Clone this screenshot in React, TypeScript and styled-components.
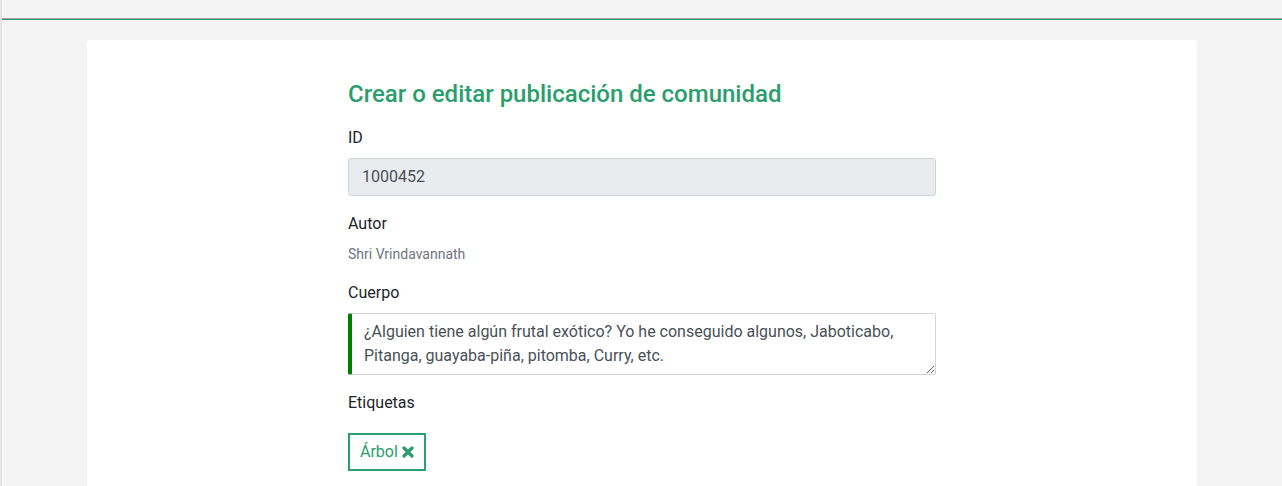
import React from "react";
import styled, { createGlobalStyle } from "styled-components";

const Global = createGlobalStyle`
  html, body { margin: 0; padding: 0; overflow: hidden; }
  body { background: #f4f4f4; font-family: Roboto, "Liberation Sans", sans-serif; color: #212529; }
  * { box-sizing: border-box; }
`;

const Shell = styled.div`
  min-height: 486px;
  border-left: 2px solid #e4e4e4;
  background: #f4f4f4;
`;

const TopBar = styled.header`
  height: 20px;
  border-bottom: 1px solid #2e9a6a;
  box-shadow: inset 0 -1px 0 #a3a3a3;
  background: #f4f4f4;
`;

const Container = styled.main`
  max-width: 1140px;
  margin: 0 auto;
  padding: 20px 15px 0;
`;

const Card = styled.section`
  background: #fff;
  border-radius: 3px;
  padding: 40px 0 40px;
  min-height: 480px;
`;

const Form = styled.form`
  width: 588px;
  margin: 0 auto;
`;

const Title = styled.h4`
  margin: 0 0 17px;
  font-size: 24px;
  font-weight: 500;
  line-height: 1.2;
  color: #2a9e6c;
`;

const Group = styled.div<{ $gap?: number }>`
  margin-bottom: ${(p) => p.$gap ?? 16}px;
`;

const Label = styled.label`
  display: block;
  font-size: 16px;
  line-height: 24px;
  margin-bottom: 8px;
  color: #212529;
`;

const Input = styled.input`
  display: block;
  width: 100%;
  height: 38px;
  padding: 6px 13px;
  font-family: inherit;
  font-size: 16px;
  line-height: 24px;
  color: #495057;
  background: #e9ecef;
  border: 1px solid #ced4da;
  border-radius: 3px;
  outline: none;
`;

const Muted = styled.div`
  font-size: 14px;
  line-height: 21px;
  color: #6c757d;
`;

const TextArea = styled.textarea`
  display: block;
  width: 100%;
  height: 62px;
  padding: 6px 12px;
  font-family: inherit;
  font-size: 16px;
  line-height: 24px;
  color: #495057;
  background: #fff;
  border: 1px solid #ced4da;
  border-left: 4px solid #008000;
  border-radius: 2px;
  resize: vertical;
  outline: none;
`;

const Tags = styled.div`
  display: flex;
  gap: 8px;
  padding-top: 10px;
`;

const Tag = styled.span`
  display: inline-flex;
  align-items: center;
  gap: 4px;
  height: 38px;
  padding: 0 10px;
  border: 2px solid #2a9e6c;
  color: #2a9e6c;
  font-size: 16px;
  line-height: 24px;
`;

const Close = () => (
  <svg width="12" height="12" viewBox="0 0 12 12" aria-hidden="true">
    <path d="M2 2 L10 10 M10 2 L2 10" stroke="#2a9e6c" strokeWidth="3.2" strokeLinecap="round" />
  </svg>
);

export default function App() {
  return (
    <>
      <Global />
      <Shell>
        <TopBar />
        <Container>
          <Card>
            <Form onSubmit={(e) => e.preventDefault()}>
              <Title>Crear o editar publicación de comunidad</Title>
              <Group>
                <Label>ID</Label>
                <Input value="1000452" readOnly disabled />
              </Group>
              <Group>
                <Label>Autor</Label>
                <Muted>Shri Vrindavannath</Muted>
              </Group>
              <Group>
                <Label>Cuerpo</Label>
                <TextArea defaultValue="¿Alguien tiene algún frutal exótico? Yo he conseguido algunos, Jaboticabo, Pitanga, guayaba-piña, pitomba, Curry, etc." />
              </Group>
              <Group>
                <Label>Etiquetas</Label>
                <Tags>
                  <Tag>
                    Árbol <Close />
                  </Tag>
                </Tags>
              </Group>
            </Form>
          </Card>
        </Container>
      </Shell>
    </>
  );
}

########################################

**Problem requirements:** Output each line exactly; omit every picture.

**The response:**
Clone this screenshot in React, TypeScript and styled-components.
import React from "react";
import styled, { createGlobalStyle } from "styled-components";

const Global = createGlobalStyle`
  html, body { margin: 0; padding: 0; overflow: hidden; }
  body { background: #f4f4f4; font-family: Roboto, "Liberation Sans", sans-serif; color: #212529; }
  * { box-sizing: border-box; }
`;

const Shell = styled.div`
  min-height: 486px;
  border-left: 2px solid #e4e4e4;
  background: #f4f4f4;
`;

const TopBar = styled.header`
  height: 20px;
  border-bottom: 1px solid #2e9a6a;
  box-shadow: inset 0 -1px 0 #a3a3a3;
  background: #f4f4f4;
`;

const Container = styled.main`
  max-width: 1140px;
  margin: 0 auto;
  padding: 20px 15px 0;
`;

const Card = styled.section`
  background: #fff;
  border-radius: 3px;
  padding: 40px 0 40px;
  min-height: 480px;
`;

const Form = styled.form`
  width: 588px;
  margin: 0 auto;
`;

const Title = styled.h4`
  margin: 0 0 17px;
  font-size: 24px;
  font-weight: 500;
  line-height: 1.2;
  color: #2a9e6c;
`;

const Group = styled.div<{ $gap?: number }>`
  margin-bottom: ${(p) => p.$gap ?? 16}px;
`;

const Label = styled.label`
  display: block;
  font-size: 16px;
  line-height: 24px;
  margin-bottom: 8px;
  color: #212529;
`;

const Input = styled.input`
  display: block;
  width: 100%;
  height: 38px;
  padding: 6px 13px;
  font-family: inherit;
  font-size: 16px;
  line-height: 24px;
  color: #495057;
  background: #e9ecef;
  border: 1px solid #ced4da;
  border-radius: 3px;
  outline: none;
`;

const Muted = styled.div`
  font-size: 14px;
  line-height: 21px;
  color: #6c757d;
`;

const TextArea = styled.textarea`
  display: block;
  width: 100%;
  height: 62px;
  padding: 6px 12px;
  font-family: inherit;
  font-size: 16px;
  line-height: 24px;
  color: #495057;
  background: #fff;
  border: 1px solid #ced4da;
  border-left: 4px solid #008000;
  border-radius: 2px;
  resize: vertical;
  outline: none;
`;

const Tags = styled.div`
  display: flex;
  gap: 8px;
  padding-top: 10px;
`;

const Tag = styled.span`
  display: inline-flex;
  align-items: center;
  gap: 4px;
  height: 38px;
  padding: 0 10px;
  border: 2px solid #2a9e6c;
  color: #2a9e6c;
  font-size: 16px;
  line-height: 24px;
`;

const Close = () => (
  <svg width="12" height="12" viewBox="0 0 12 12" aria-hidden="true">
    <path d="M2 2 L10 10 M10 2 L2 10" stroke="#2a9e6c" strokeWidth="3.2" strokeLinecap="round" />
  </svg>
);

export default function App() {
  return (
    <>
      <Global />
      <Shell>
        <TopBar />
        <Container>
          <Card>
            <Form onSubmit={(e) => e.preventDefault()}>
              <Title>Crear o editar publicación de comunidad</Title>
              <Group>
                <Label>ID</Label>
                <Input value="1000452" readOnly disabled />
              </Group>
              <Group>
                <Label>Autor</Label>
                <Muted>Shri Vrindavannath</Muted>
              </Group>
              <Group>
                <Label>Cuerpo</Label>
                <TextArea defaultValue="¿Alguien tiene algún frutal exótico? Yo he conseguido algunos, Jaboticabo, Pitanga, guayaba-piña, pitomba, Curry, etc." />
              </Group>
              <Group>
                <Label>Etiquetas</Label>
                <Tags>
                  <Tag>
                    Árbol <Close />
                  </Tag>
                </Tags>
              </Group>
            </Form>
          </Card>
        </Container>
      </Shell>
    </>
  );
}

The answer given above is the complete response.